In all aspects of our life, we make our decisions based on what we think probably will happen. We expect results to be close to the norm. But it could be better or worse. And we should bear in mind that there are outliers. Take the S&P 500: Most investors in index funds that track the major average can average an 8% return a year or so over decades. But the return in any given year is rarely 8%: It’s usually more or less. Sometimes, it’s much more or less. Because let’s face it: In the short run, investor psychology, not fundamentals, moves markets.
This sound familiar?
- The stock market moves into a bull cycle
- Investors reap the benefits, increasing their positions and risk
- Because bad news is scarce, the risks entailed seem to have shrunk
- Risk averseness virtually disappears
- Investors continue buying as markets rise
- Eventually, the bull cycle ends, and markets move lower; usually via the elevator (“The air goes out of the balloon much faster than it went in.”)
Then this process is reversed:
- Losses cause investors to become discouraged and shy away
- Risk averseness rises, cutting their positions and overall risk
- Less is made in gains, and at the trough of the cycle, few are optimistic enough to make risky investments at a time of relatively low risk
- Investors hesitate to buy at the (usually) best time to buy (trough)
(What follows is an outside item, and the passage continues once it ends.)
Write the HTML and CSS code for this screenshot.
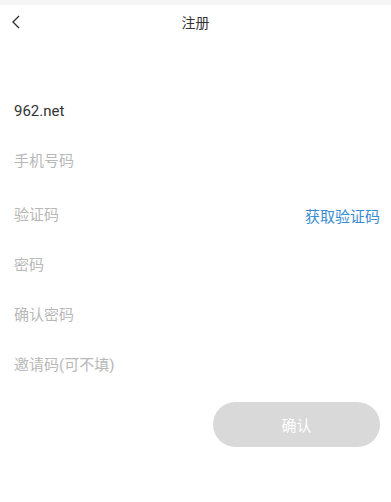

- Eventually, the bear cycle ends, and markets move higher
Here’s Rick Funston of Deloitte & Touche, When Corporate Risk Becomes Personal: “You need comfort that the risks and exposures are understood, appropriately managed, and made more transparent for everyone. This is not risk aversion; it is risk intelligence.”
Investors overvalue companies when things are going well and undervalue them when things are going poorly in the economy. Well-run economy, surging markets? We lose a sense of risk. Chaos, pessimism? We lose willingness to bear risk.
In the end, we hope this three-part guide helps you understand a little more about risk in markets. The idea is that you must take risk to get ahead. The best investors over long periods of time know their own risk tolerance by heart, with a clear objective, and an acute awareness of their time horizon. They maintain a relatively diversified portfolio of positions they know well. They allocate to various asset classes. And they usually keep buying, sometimes via dollar-cost averaging strategies, to remove most of the risk of timing the market wrongly. This also enables them to buy at low prices, during max pessimism, when risk is usually lessened.
“Risk-taking is an inevitable ingredient in investing, and in life,” financial historian and economist Peter Bernstein once said, “but never take a risk you do not have to take.”